Here is where we must be careful because we often set the Bible up for conflict with science when it is not even speaking to science. For example, when it comes to creation, the Bible says, “God did it and it was good.” That’s it! The difference is that one reveals what God did, and the other wants to know how God did it.
Then there are miracles. The Bible is full of supernatural events—from parting the sea to raising the dead. Someone might say, “No one can disrupt the physical laws of the universe… Miracles are impossible!” Moreover, they are exactly right, that is if there is no God.
People who have problems with miracles are typically those who do not believe in the possibility of the existence of God. However, if one admits to the possibility of God, then miracles are not a problem. Because a miracle, by definition, is the suspension of physical laws. Miracles are supernatural interventions by God that circumvent human understanding. That’s what makes them miracles!
Everyone has a worldview or a way in which they understand and interpret life. A worldview is a set of beliefs about the fundamental aspects of human existence. One’s worldview informs their thoughts and behavior and guides one’s ethics and morals. As a Christian, I adhere to a biblical worldview. That means that I view the world through the lens of scripture.

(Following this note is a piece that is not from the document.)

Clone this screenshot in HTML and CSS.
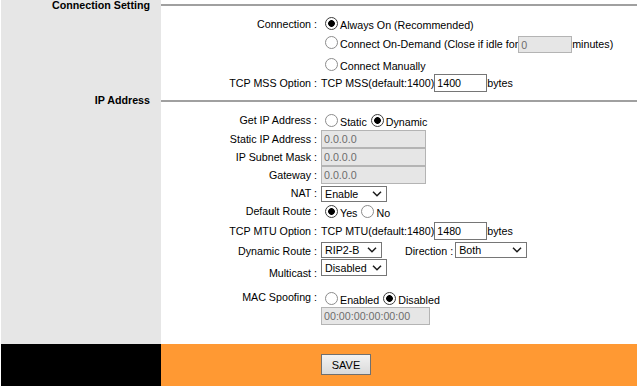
FILE: index.html
```html
<!DOCTYPE html>
<html>
<head>
<meta charset="utf-8">
<link rel="stylesheet" href="styles.css">
</head>
<body>
<div class="main">
  <div class="head h-a"><div class="htitle">Connection Setting</div><div class="hline"></div></div>

  <div class="row r-conn">
    <div class="lbl">Connection :</div>
    <div class="val">
      <div class="rl l1"><input type="radio" class="r" name="c" checked><span class="t">Always On (Recommended)</span></div>
      <div class="rl l2"><input type="radio" class="r" name="c"><span class="t">Connect On-Demand (Close if idle for</span><input class="tx dis w-idle" value="0" disabled><span class="t">minutes)</span></div>
      <div class="rl l3"><input type="radio" class="r" name="c"><span class="t">Connect Manually</span></div>
    </div>
  </div>

  <div class="row r-mss">
    <div class="lbl">TCP MSS Option :</div>
    <div class="val fc"><span class="t">TCP MSS(default:1400)</span><input class="tx w-num" value="1400"><span class="t">bytes</span></div>
  </div>

  <div class="head h-b"><div class="htitle">IP Address</div><div class="hline"></div></div>

  <div class="row r-getip">
    <div class="lbl">Get IP Address :</div>
    <div class="val">
      <div class="rl"><input type="radio" class="r" name="g"><span class="t">Static</span><input type="radio" class="r" name="g" checked><span class="t">Dynamic</span></div>
    </div>
  </div>

  <div class="row r-ip">
    <div class="lbl">Static IP Address :</div>
    <div class="val"><input class="tx dis w-ip" value="0.0.0.0" disabled></div>
  </div>
  <div class="row r-ip">
    <div class="lbl">IP Subnet Mask :</div>
    <div class="val"><input class="tx dis w-ip" value="0.0.0.0" disabled></div>
  </div>
  <div class="row r-ip">
    <div class="lbl">Gateway :</div>
    <div class="val"><input class="tx dis w-ip" value="0.0.0.0" disabled></div>
  </div>

  <div class="row r-nat">
    <div class="lbl">NAT :</div>
    <div class="val">
      <span class="sel w-nat"><select><option>Enable</option><option>Disable</option></select><svg class="chev" width="10" height="6" viewBox="0 0 10 6"><path d="M1 0.8 L5 4.8 L9 0.8" fill="none" stroke="#1a1a1a" stroke-width="1.5"/></svg></span>
    </div>
  </div>

  <div class="row r-def">
    <div class="lbl">Default Route :</div>
    <div class="val">
      <div class="rl"><input type="radio" class="r" name="d" checked><span class="t">Yes</span><input type="radio" class="r" name="d"><span class="t">No</span></div>
    </div>
  </div>

  <div class="row r-mtu">
    <div class="lbl">TCP MTU Option :</div>
    <div class="val fc"><span class="t">TCP MTU(default:1480)</span><input class="tx w-num" value="1480"><span class="t">bytes</span></div>
  </div>

  <div class="row r-dyn">
    <div class="lbl">Dynamic Route :</div>
    <div class="val fs">
      <span class="sel w-dyn"><select><option>RIP2-B</option><option>RIP1</option><option>Disable</option></select><svg class="chev" width="10" height="6" viewBox="0 0 10 6"><path d="M1 0.8 L5 4.8 L9 0.8" fill="none" stroke="#1a1a1a" stroke-width="1.5"/></svg></span>
      <span class="t dirlbl">Direction :</span>
      <span class="sel w-dir"><select><option>Both</option><option>In</option><option>Out</option></select><svg class="chev" width="10" height="6" viewBox="0 0 10 6"><path d="M1 0.8 L5 4.8 L9 0.8" fill="none" stroke="#1a1a1a" stroke-width="1.5"/></svg></span>
    </div>
  </div>

  <div class="row r-mc">
    <div class="lbl">Multicast :</div>
    <div class="val">
      <span class="sel w-mc"><select><option>Disabled</option><option>Enabled</option></select><svg class="chev" width="10" height="6" viewBox="0 0 10 6"><path d="M1 0.8 L5 4.8 L9 0.8" fill="none" stroke="#1a1a1a" stroke-width="1.5"/></svg></span>
    </div>
  </div>

  <div class="row r-mac">
    <div class="lbl">MAC Spoofing :</div>
    <div class="val">
      <div class="rl"><input type="radio" class="r" name="m"><span class="t">Enabled</span><input type="radio" class="r" name="m" checked><span class="t">Disabled</span></div>
      <input class="tx dis w-mac" value="00:00:00:00:00:00" disabled>
    </div>
  </div>

  <div class="filler"></div>
</div>

<div class="footer">
  <div class="f-side"></div>
  <div class="f-main"><button class="btn" type="button">SAVE</button></div>
</div>
</body>
</html>
```

FILE: styles.css
```css
html, body {
  margin: 0;
  padding: 0;
  background: #fff;
}
body {
  padding-left: 1px;
  font-family: "Liberation Sans", Arial, sans-serif;
  font-size: 10.7px;
  color: #000;
}
.main {
  background: linear-gradient(90deg, #e6e6e6 0, #e6e6e6 160px, #fff 160px);
}

/* section headings */
.head {
  display: grid;
  grid-template-columns: 160px 1fr;
  align-items: start;
  height: 11px;
}
.htitle {
  font-weight: bold;
  line-height: 11px;
  text-align: right;
  padding-right: 11px;
  white-space: nowrap;
}
.hline {
  height: 2px;
  background: #a0a0a0;
  margin-top: 4px;
}
.h-b { margin-top: 3px; }
.h-b .hline { margin-top: 5px; }

/* form rows */
.row {
  display: grid;
  grid-template-columns: 160px 159px 1fr;
  align-items: start;
}
.lbl {
  grid-column: 2;
  text-align: right;
  padding-right: 3px;
  line-height: 13px;
  white-space: nowrap;
}
.val {
  grid-column: 3;
  padding-left: 1px;
  white-space: nowrap;
}
.t { line-height: 13px; white-space: pre; }

.fc { display: flex; align-items: center; height: 100%; }
.fs { display: flex; align-items: flex-start; }

/* radio lines */
.rl {
  display: flex;
  align-items: flex-start;
}
.rl .t { margin-top: 2px; }
.r {
  appearance: none;
  -webkit-appearance: none;
  box-sizing: border-box;
  width: 13px;
  height: 13px;
  margin: 0 2px 0 4px;
  border: 1px solid #8c8c8c;
  border-radius: 50%;
  background: #fff;
  flex: none;
}
.r:checked {
  border-color: #3c3c3c;
  background: radial-gradient(circle, #000 0, #000 3px, #fff 3.7px);
}

/* text inputs */
.tx {
  box-sizing: border-box;
  height: 18px;
  border: 1px solid #767676;
  border-radius: 0;
  padding: 0 2px;
  margin: 0;
  font-family: "Liberation Sans", Arial, sans-serif;
  font-size: 10.7px;
  color: #000;
  background: #fff;
  outline: none;
}
.dis {
  background: #e6e6e6;
  border-color: #b4b4b4;
  color: #6d6d6d;
}
.w-idle { width: 54px; height: 17px; }
.w-num { width: 53px; }
.w-ip { width: 105px; display: block; }
.w-mac { width: 109px; display: block; }

/* selects */
.sel {
  position: relative;
  display: inline-block;
  flex: none;
}
.sel select {
  appearance: none;
  -webkit-appearance: none;
  box-sizing: border-box;
  width: 100%;
  height: 100%;
  margin: 0;
  border: 1px solid #767676;
  border-radius: 0;
  background: #fff;
  padding: 0 0 0 3px;
  font-family: "Liberation Sans", Arial, sans-serif;
  font-size: 10.7px;
  color: #000;
  display: block;
}
.chev {
  position: absolute;
  right: 5px;
  top: 50%;
  margin-top: -3px;
  pointer-events: none;
}
.w-nat { width: 66px; height: 16px; }
.w-dyn { width: 61px; height: 16px; }
.w-dir { width: 72px; height: 16px; margin-left: 2px; }
.w-mc { width: 66px; height: 17px; }
.dirlbl { margin: 3px 0 0 23px; }

/* per-row geometry */
.r-conn { height: 63px; }
.r-conn .lbl { padding-top: 7px; }
.r-conn .val { padding-top: 6px; }
.l1 { height: 19px; }
.l2 { height: 22px; }
.l3 { height: 16px; }

.r-mss { height: 18px; }
.r-mss .lbl { padding-top: 3px; }

.r-getip { height: 24px; }
.r-getip .lbl { padding-top: 8px; }
.r-getip .val { padding-top: 8px; }

.r-ip { height: 18px; }
.r-ip .lbl { padding-top: 3px; }

.r-nat { height: 20px; }
.r-nat .lbl { padding-top: 3px; }
.r-nat .val { padding-top: 2px; }

.r-def { height: 17px; }
.r-def .lbl { padding-top: 1px; }
.r-def .val { padding-top: 1px; }

.r-mtu { height: 20px; }
.r-mtu .lbl { padding-top: 4px; }

.r-dyn { height: 18px; }
.r-dyn .lbl { padding-top: 4px; }
.r-dyn .val { padding-top: 1px; }

.r-mc { height: 24px; }
.r-mc .lbl { padding-top: 8px; }

.r-mac { height: 42px; }
.r-mac .lbl { padding-top: 8px; }
.r-mac .val { padding-top: 9px; }
.r-mac .rl { height: 15px; }

.filler { height: 19px; }

/* footer */
.footer {
  display: grid;
  grid-template-columns: 160px 1fr;
  height: 42px;
}
.f-side { background: #000; }
.f-main {
  background: #ff9933;
  padding: 10px 0 0 160px;
}
.btn {
  box-sizing: border-box;
  width: 50px;
  height: 21px;
  margin: 0;
  padding: 0;
  border: 1px solid #707070;
  border-radius: 0;
  background: linear-gradient(#f2f2f2, #e6e6e6 50%, #dadada);
  font-family: "Liberation Sans", Arial, sans-serif;
  font-size: 11px;
  color: #000;
}
```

Note that while it requires faith to believe God reveals himself through scripture, it is not a blind irresponsible leap of faith. It is a faith that is informed by a God who has revealed himself. Bear in mind, following Jesus requires faith, but it does not mean you have to check your brains at the door.
Sources: James Emery White, A Search for the Spiritual: Exploring Real Christianity; F.F. Bruce, The New Testament Documents: Are They Reliable?; Jospeh P. Free, Archaeology and Bible History; John R.W. Stott, The Authority of the Bible.